[START Recorded information]
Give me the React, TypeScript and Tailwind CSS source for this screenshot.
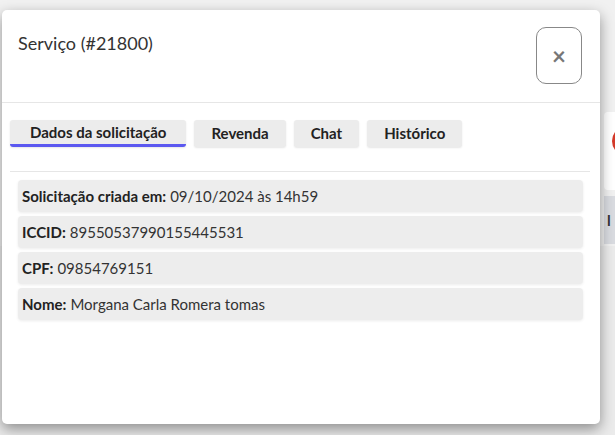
import React from "react";

const rows: { label: string; value: string }[] = [
  { label: "Solicitação criada em:", value: "09/10/2024 às 14h59" },
  { label: "ICCID:", value: "89550537990155445531" },
  { label: "CPF:", value: "09854769151" },
  { label: "Nome:", value: "Morgana Carla Romera tomas" },
];

const tabs = ["Dados da solicitação", "Revenda", "Chat", "Histórico"];

export default function App() {
  return (
    <div
      className="relative w-[615px] h-[435px] overflow-hidden bg-[#f1f1f1]"
      style={{ fontFamily: "Lato, 'Noto Sans', sans-serif" }}
    >
      {/* faint background page content */}
      <div className="absolute left-[604px] top-[112px] w-[40px] h-[78px] rounded bg-white">
        <div className="absolute left-[8px] top-[14px] w-[30px] h-[30px] rounded-full bg-[#d43a2a]" />
      </div>
      <div className="absolute left-[604px] top-[196px] w-[11px] h-[48px] bg-[#d9dbe0] flex items-center overflow-hidden">
        <span className="pl-[3px] text-[15px] font-bold text-[#333]">l</span>
      </div>
      <div className="absolute left-0 top-[246px] w-[615px] h-[190px] bg-[#ebebeb]" />

      {/* modal */}
      <div className="absolute left-[2px] top-[10px] w-[598px] h-[414px] bg-white rounded-[5px] shadow-[0_5px_14px_rgba(0,0,0,0.4)] flex flex-col">
        <div className="flex items-start justify-between pl-[16px] pr-[18px] pt-[17px] h-[93px] border-b border-[#e6e6e6]">
          <h1 className="text-[18px] text-[#333] leading-[30px] mt-[1px]">Serviço (#21800)</h1>
          <button className="w-[46px] h-[57px] rounded-[10px] border border-[#888] flex items-center justify-center text-[#777] text-[24px] font-bold leading-none">
            ×
          </button>
        </div>
        <div className="pl-[8px] pr-[9px] pt-[17px]">
          <div className="flex gap-[8px]">
            {tabs.map((t, i) => (
              <div
                key={t}
                className={
                  "h-[27px] flex items-center rounded-[3px] bg-[#ececec] text-[15px] font-bold text-[#222] shadow-[0_1px_2px_rgba(0,0,0,0.1)] " +
                  (i === 0 ? "px-[20px] border-b-[3px] border-[#5b58f0] pt-[1px]" : "px-[17px]")
                }
              >
                {t}
              </div>
            ))}
          </div>
          <div className="mt-[24px] mr-[1px] border-t border-[#e6e6e6]" />
          <div className="px-[8px] pt-[8px] flex flex-col gap-[4px]">
            {rows.map((r) => (
              <div
                key={r.label}
                className="h-[32px] flex items-center px-[4px] rounded-[4px] bg-[#ededed] text-[15px] text-[#333] shadow-[0_1px_3px_rgba(0,0,0,0.08)]"
              >
                <span className="font-bold text-[#222]">{r.label}</span>
                <span className="ml-[4px]">{r.value}</span>
              </div>
            ))}
          </div>
        </div>
      </div>
    </div>
  );
}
[END Recorded information]
*Stated problem*: All of the material above is to be copied exactly, except for its images.

*Full response*:
Give me the React, TypeScript and Tailwind CSS source for this screenshot.
import React from "react";

const rows: { label: string; value: string }[] = [
  { label: "Solicitação criada em:", value: "09/10/2024 às 14h59" },
  { label: "ICCID:", value: "89550537990155445531" },
  { label: "CPF:", value: "09854769151" },
  { label: "Nome:", value: "Morgana Carla Romera tomas" },
];

const tabs = ["Dados da solicitação", "Revenda", "Chat", "Histórico"];

export default function App() {
  return (
    <div
      className="relative w-[615px] h-[435px] overflow-hidden bg-[#f1f1f1]"
      style={{ fontFamily: "Lato, 'Noto Sans', sans-serif" }}
    >
      {/* faint background page content */}
      <div className="absolute left-[604px] top-[112px] w-[40px] h-[78px] rounded bg-white">
        <div className="absolute left-[8px] top-[14px] w-[30px] h-[30px] rounded-full bg-[#d43a2a]" />
      </div>
      <div className="absolute left-[604px] top-[196px] w-[11px] h-[48px] bg-[#d9dbe0] flex items-center overflow-hidden">
        <span className="pl-[3px] text-[15px] font-bold text-[#333]">l</span>
      </div>
      <div className="absolute left-0 top-[246px] w-[615px] h-[190px] bg-[#ebebeb]" />

      {/* modal */}
      <div className="absolute left-[2px] top-[10px] w-[598px] h-[414px] bg-white rounded-[5px] shadow-[0_5px_14px_rgba(0,0,0,0.4)] flex flex-col">
        <div className="flex items-start justify-between pl-[16px] pr-[18px] pt-[17px] h-[93px] border-b border-[#e6e6e6]">
          <h1 className="text-[18px] text-[#333] leading-[30px] mt-[1px]">Serviço (#21800)</h1>
          <button className="w-[46px] h-[57px] rounded-[10px] border border-[#888] flex items-center justify-center text-[#777] text-[24px] font-bold leading-none">
            ×
          </button>
        </div>
        <div className="pl-[8px] pr-[9px] pt-[17px]">
          <div className="flex gap-[8px]">
            {tabs.map((t, i) => (
              <div
                key={t}
                className={
                  "h-[27px] flex items-center rounded-[3px] bg-[#ececec] text-[15px] font-bold text-[#222] shadow-[0_1px_2px_rgba(0,0,0,0.1)] " +
                  (i === 0 ? "px-[20px] border-b-[3px] border-[#5b58f0] pt-[1px]" : "px-[17px]")
                }
              >
                {t}
              </div>
            ))}
          </div>
          <div className="mt-[24px] mr-[1px] border-t border-[#e6e6e6]" />
          <div className="px-[8px] pt-[8px] flex flex-col gap-[4px]">
            {rows.map((r) => (
              <div
                key={r.label}
                className="h-[32px] flex items-center px-[4px] rounded-[4px] bg-[#ededed] text-[15px] text-[#333] shadow-[0_1px_3px_rgba(0,0,0,0.08)]"
              >
                <span className="font-bold text-[#222]">{r.label}</span>
                <span className="ml-[4px]">{r.value}</span>
              </div>
            ))}
          </div>
        </div>
      </div>
    </div>
  );
}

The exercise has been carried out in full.